Les porcelaines à glaçure noir miroir se rencontrent le plus souvent sous la forme de vases rouleau, de vases yenyen, de vases de forme bouteille ou de forme balustre.

Il est intéressant de noter que ces décors or sur noir trouvent un écho dans les laques noirs japonais ou chinois décorés d’or qui étaient prisés à la même époque. Certains historiens de l’art ont d’ailleurs rapproché l’essor des porcelaines “noir miroir” dorées de la popularité des laques noirs à motifs or en Asie de l’Est et en Europe à la fin du XVIIᵉ siècle.

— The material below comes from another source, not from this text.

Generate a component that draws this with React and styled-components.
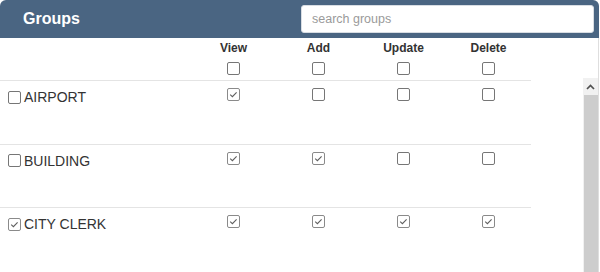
import React from "react";
import styled, { createGlobalStyle } from "styled-components";

const GlobalStyle = createGlobalStyle`
  html, body {
    margin: 0;
    padding: 0;
    overflow: hidden;
    background: #ffffff;
    font-family: "Liberation Sans", Arial, sans-serif;
  }
`;

const Panel = styled.div`
  width: 599px;
  display: flex;
  flex-direction: column;
`;

const Header = styled.div`
  height: 38px;
  box-sizing: border-box;
  background: #4a6582;
  border-radius: 6px 6px 0 0;
  display: flex;
  align-items: center;
  justify-content: space-between;
  padding: 0 5px 0 23px;
`;

const Title = styled.h2`
  margin: 0;
  font-size: 16px;
  font-weight: bold;
  color: #ffffff;
`;

const Search = styled.input`
  width: 293px;
  height: 28px;
  box-sizing: border-box;
  border: 1px solid #d8dde3;
  border-radius: 3px;
  background: #ffffff;
  padding: 0 10px;
  font-family: "Liberation Sans", Arial, sans-serif;
  font-size: 12.5px;
  color: #333;
  outline: none;
  &::placeholder {
    color: #9a9a9a;
  }
`;

const Body = styled.div`
  border-right: 1px solid #dedede;
  display: flex;
  flex-direction: column;
`;

const Grid = styled.div`
  width: 531px;
  display: grid;
  grid-template-columns: 191px repeat(4, 85px);
`;

const HeadRow = styled(Grid)`
  height: 40px;
`;

const HeadCell = styled.div`
  display: flex;
  flex-direction: column;
  align-items: center;
  padding-top: 3px;
  gap: 7px;
  font-size: 12px;
  line-height: 14px;
  font-weight: bold;
  color: #333;
`;

const ScrollArea = styled.div`
  height: 194px;
  display: flex;
`;

const RowList = styled.div`
  flex: 1;
  overflow: hidden;
  padding-top: 2px;
`;

const Rail = styled.div`
  width: 15px;
  display: flex;
  flex-direction: column;
  background: #f1f1f1;
`;

const ArrowButton = styled.div`
  height: 17px;
  display: flex;
  align-items: center;
  justify-content: center;
`;

const Thumb = styled.div`
  flex: 1;
  margin-left: 1px;
  background: #cdcdcd;
`;

const Row = styled(Grid)`
  height: 63.5px;
  box-sizing: border-box;
  border-top: 1px solid #e4e4e4;
`;

const NameCell = styled.label`
  display: flex;
  align-items: center;
  align-self: start;
  gap: 3px;
  padding: 8px 0 0 8px;
  font-size: 14px;
  line-height: 16px;
  color: #333;
`;

const PermCell = styled.div`
  display: flex;
  justify-content: center;
  align-items: flex-start;
  padding-top: 7px;
`;

const Box = styled.span`
  width: 13px;
  height: 13px;
  box-sizing: border-box;
  border: 1px solid ${(p) => (p.$checked ? "#8a8a8a" : "#767676")};
  border-radius: 2px;
  background: #ffffff;
  display: inline-flex;
  align-items: center;
  justify-content: center;
  flex-shrink: 0;
`;

const CheckBox = ({ checked }) => (
  <Box $checked={checked} role="checkbox" aria-checked={checked}>
    {checked && (
      <svg width="11" height="11" viewBox="0 0 11 11">
        <path d="M2.2 5.6 L4.4 7.7 L8.6 3.3" fill="none" stroke="#5f5f5f" strokeWidth="1.1" />
      </svg>
    )}
  </Box>
);

const columns = ["View", "Add", "Update", "Delete"];

const groups = [
  { name: "AIRPORT", all: false, perms: [true, false, false, false] },
  { name: "BUILDING", all: false, perms: [true, true, false, false] },
  { name: "CITY CLERK", all: true, perms: [true, true, true, true] },
];

export default function App() {
  return (
    <>
      <GlobalStyle />
      <Panel>
        <Header>
          <Title>Groups</Title>
          <Search placeholder="search groups" />
        </Header>
        <Body>
          <HeadRow>
            <div />
            {columns.map((c) => (
              <HeadCell key={c}>
                {c}
                <CheckBox checked={false} />
              </HeadCell>
            ))}
          </HeadRow>
          <ScrollArea>
            <RowList>
              {groups.map((g) => (
                <Row key={g.name}>
                  <NameCell>
                    <CheckBox checked={g.all} />
                    {g.name}
                  </NameCell>
                  {g.perms.map((p, i) => (
                    <PermCell key={i}>
                      <CheckBox checked={p} />
                    </PermCell>
                  ))}
                </Row>
              ))}
            </RowList>
            <Rail>
              <ArrowButton>
                <svg width="9" height="6" viewBox="0 0 9 6">
                  <path d="M1 5 L4.5 1.5 L8 5" fill="none" stroke="#505050" strokeWidth="1.7" />
                </svg>
              </ArrowButton>
              <Thumb />
            </Rail>
          </ScrollArea>
        </Body>
      </Panel>
    </>
  );
}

L’imitation de la laque par la porcelaine peut se percevoir dans la finition lisse et brillante de ces vases, et dans le style des peintures dorées qui rappellent les paravents et boîtes en laque contemporains.

La qualité des glaçures noir miroir se dégrade au XVIIIe, devenant moins brillante et tirant vers un marron terne.

Les porcelaines « noir miroir » semblent avoir connu un regain d’intérêt dans la seconde moitié du XVIIIe siècle et certaines porcelaines furent agrémentées d’une monture en bronze doré néoclassique (voir une paire de vase au J. Paul Getty Museum à Los Angeles, illustrée par Clarissa Bremer David et. al., Decorative Arts: An illustrated Summary Catalogue of the Collections of the J. Paul Getty Museum, Malibu, California, 1993, pp. 156-157, no. 264. Ce type de porcelaine aurait possiblement inspiré les porcelaines à fond noir de Sèvres sous Louis XVI.

La période Daoguang – Guangxu (vers 1820–1900) voit le retour d’une demande européenne et américaine pour les porcelaines dites « famille noire ». Ce terme de famille noire (inventé par les collectionneurs français au XIXᵉ) désigne les porcelaines à fond noir rehaussé d’émaux colorés ou de dorures, très prisées car considérées comme rares. Pour satisfaire le marché, des ateliers cantonais ont produit des vases neufs à fond noir ou ont repeint en noir au XIXe siècle.